Her marriage to husband, Steven, a buying director, was already on the rocks and collapsed under the strain. Concerned her prescriptions might stop, Nicki exaggerated other medical issues in order to have surgery — and more drugs.

Hence, aged 35, she repeatedly complained about an issue with her sinuses — leading to an operation — and when she needed wisdom teeth removing she refused to have it done under local anaesthetic at the dentist’s.

She even agreed to have a hysterectomy aged 41, after doctors suggested it because of her persistent, irregular smear tests. ‘It wasn’t a decision I took lightly,’ she says, ‘but I agreed to it partly because I’d be prescribed co-codamol afterwards.’

A few months after that operation in 2011, Nicki was barely getting out of bed most days. Then her two best friends turned up at her house and said they had made an appointment to take her to a psychiatrist. ‘They marched into my bedroom and said: “We’re taking you to get help,” ’ she recalls.

They forced her to dress and took her to see the psychiatrist, who told her she was in the depths of a serious drug addiction.

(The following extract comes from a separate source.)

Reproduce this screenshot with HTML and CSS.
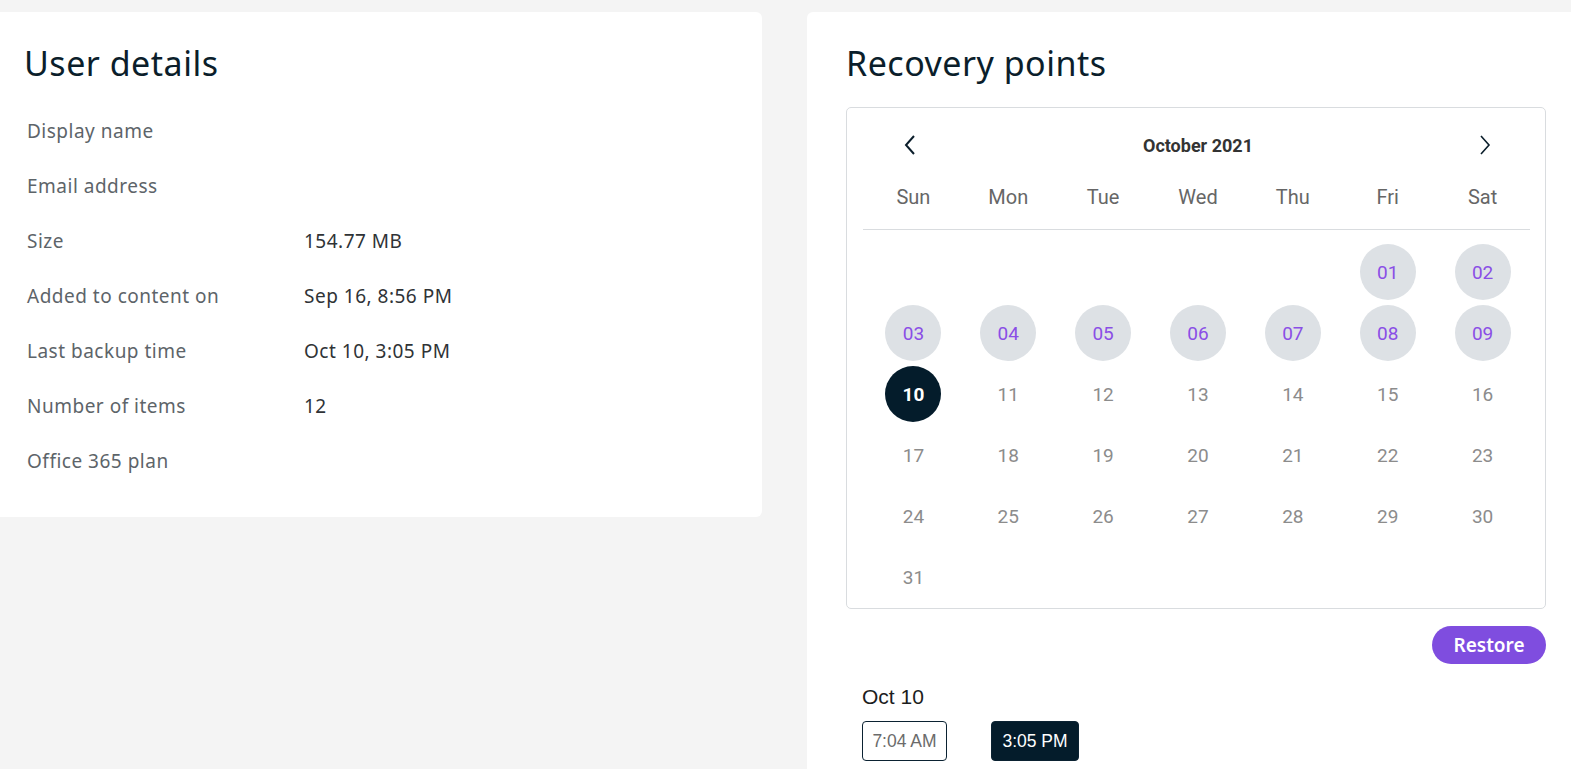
FILE: index.html
```html
<!DOCTYPE html>
<html lang="en">
<head>
  <meta charset="UTF-8">
  <title>User details</title>
  <link rel="stylesheet" href="styles.css">
</head>
<body>
  <div class="page">
    <section class="card user-card">
      <h1 class="card-title">User details</h1>
      <div class="details">
        <div class="row"><span class="label">Display name</span><span class="value"></span></div>
        <div class="row"><span class="label">Email address</span><span class="value"></span></div>
        <div class="row"><span class="label">Size</span><span class="value">154.77 MB</span></div>
        <div class="row"><span class="label">Added to content on</span><span class="value">Sep 16, 8:56 PM</span></div>
        <div class="row"><span class="label">Last backup time</span><span class="value">Oct 10, 3:05 PM</span></div>
        <div class="row"><span class="label">Number of items</span><span class="value">12</span></div>
        <div class="row"><span class="label">Office 365 plan</span><span class="value"></span></div>
      </div>
    </section>

    <section class="card recovery-card">
      <h1 class="card-title">Recovery points</h1>
      <div class="calendar">
        <div class="cal-head">
          <button class="nav prev">
            <svg width="14" height="22" viewBox="0 0 14 22"><path d="M11 2 L3 11 L11 20" fill="none" stroke="#0b1e2b" stroke-width="2"/></svg>
          </button>
          <div class="month">October 2021</div>
          <button class="nav next">
            <svg width="14" height="22" viewBox="0 0 14 22"><path d="M3 2 L11 11 L3 20" fill="none" stroke="#0b1e2b" stroke-width="1.6"/></svg>
          </button>
        </div>
        <div class="weekdays">
          <span>Sun</span><span>Mon</span><span>Tue</span><span>Wed</span><span>Thu</span><span>Fri</span><span>Sat</span>
        </div>
        <div class="days">
          <span></span><span></span><span></span><span></span><span></span>
          <span class="day has">01</span><span class="day has">02</span>
          <span class="day has">03</span><span class="day has">04</span><span class="day has">05</span><span class="day has">06</span><span class="day has">07</span><span class="day has">08</span><span class="day has">09</span>
          <span class="day selected">10</span><span class="day">11</span><span class="day">12</span><span class="day">13</span><span class="day">14</span><span class="day">15</span><span class="day">16</span>
          <span class="day">17</span><span class="day">18</span><span class="day">19</span><span class="day">20</span><span class="day">21</span><span class="day">22</span><span class="day">23</span>
          <span class="day">24</span><span class="day">25</span><span class="day">26</span><span class="day">27</span><span class="day">28</span><span class="day">29</span><span class="day">30</span>
          <span class="day">31</span>
        </div>
      </div>
      <div class="actions">
        <button class="restore">Restore</button>
      </div>
      <div class="points">
        <div class="points-date">Oct 10</div>
        <div class="times">
          <button class="time">7:04 AM</button>
          <button class="time active">3:05 PM</button>
        </div>
      </div>
    </section>
  </div>
</body>
</html>
```

FILE: styles.css
```css
/* page layout */
body {
  margin: 0;
  background: #f4f4f4;
  font-family: "Noto Sans", sans-serif;
  overflow: hidden;
}
.page {
  display: flex;
  gap: 45px;
  padding-top: 12px;
  height: 757px;
}
.card {
  background: #fff;
  border-radius: 6px;
}
.card-title {
  margin: 0;
  font-size: 34px;
  line-height: 40px;
  font-weight: 400;
  letter-spacing: 0.5px;
  color: #0b1e2b;
}

/* left card */
.user-card {
  width: 762px;
  height: 505px;
  box-sizing: border-box;
  padding: 31px 0 0 24px;
  border-radius: 0 6px 6px 0;
}
.details {
  margin-top: 20px;
  padding-left: 3px;
}
.row {
  display: flex;
  align-items: center;
  height: 55px;
  font-size: 19px;
  letter-spacing: 0.5px;
}
.label {
  width: 277px;
  color: #5d6469;
}
.value {
  color: #2f3336;
}

/* right card */
.recovery-card {
  flex: 1;
  padding: 31px 0 0 39px;
  border-radius: 6px 0 0 0;
}
.calendar {
  margin-top: 24px;
  width: 700px;
  height: 502px;
  box-sizing: border-box;
  border: 1px solid #d9dcdf;
  border-radius: 5px;
  padding: 17px 15px 0 16px;
  font-family: Roboto, sans-serif;
}
.cal-head {
  display: grid;
  grid-template-columns: repeat(7, 1fr);
  align-items: center;
  height: 40px;
  padding-left: 3px;
}
.nav {
  border: 0;
  background: none;
  padding: 0;
  justify-self: center;
  display: flex;
}
.prev { margin-left: -6px; }
.next { margin-left: 4px; }
.month {
  grid-column: 2 / 7;
  text-align: center;
  font-size: 18px;
  font-weight: 700;
  color: #333;
}
.weekdays {
  display: grid;
  grid-template-columns: repeat(7, 1fr);
  margin-top: 12px;
  padding: 0 0 12px 3px;
  border-bottom: 1px solid #d9dcdf;
  line-height: 40px;
  font-size: 20px;
  color: #666;
  text-align: center;
}
.days {
  display: grid;
  grid-template-columns: repeat(7, 1fr);
  row-gap: 5px;
  margin-top: 14px;
  padding-left: 3px;
}
.days span {
  height: 56px;
}
.day {
  justify-self: center;
  width: 56px;
  border-radius: 50%;
  display: flex;
  align-items: center;
  justify-content: center;
  font-size: 19px;
  color: #8c8c8c;
}
.day.has {
  background: #dde1e5;
  color: #8a4ee6;
}
.day.selected {
  background: #041c2b;
  color: #fff;
  font-weight: 700;
}

.actions {
  width: 700px;
  display: flex;
  justify-content: flex-end;
  margin-top: 17px;
}
.restore {
  width: 114px;
  height: 38px;
  border: 0;
  border-radius: 19px;
  background: #7f4ddf;
  color: #fff;
  font-family: "Noto Sans", sans-serif;
  font-size: 19px;
  font-weight: 600;
}
.points {
  padding-left: 16px;
  font-family: "Liberation Sans", Arial, sans-serif;
}
.points-date {
  margin-top: 22px;
  font-size: 21px;
  line-height: 22px;
  color: #1d1d1d;
}
.times {
  display: flex;
  gap: 44px;
  margin-top: 13px;
}
.time {
  width: 85px;
  height: 40px;
  padding: 0;
  border: 1.5px solid #0b2232;
  border-radius: 4px;
  background: #fff;
  color: #6b6b6b;
  font-family: "Liberation Sans", Arial, sans-serif;
  font-size: 17.5px;
}
.time.active {
  width: 88px;
  background: #041c2b;
  color: #fff;
}
```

‘Part of me knew what he was saying made sense but the other part of me denied it,’ says Nicki. ‘I dug my heels in but eventually agreed to go into rehab,’ she adds. ‘It was the best thing I did.’

Slowly, she was weaned off the drug and, with the help of therapy and Narcotics Anonymous meetings, now avoids all painkillers.

Dr Lefever says that anyone trying to beat a dependency to codeine needs professional help to do so. ‘It has to be tapered off slowly, by gradually reducing the dose — that’s hard to do alone,’ he says.

Nicki is now engaged to a new partner, Stuart, 56, and is grateful to have her life back on track.

‘I would never have imagined I would end up a drug addict,’ she says. ‘A painkiller here and there may seem harmless enough, but it can soon spiral out of control.’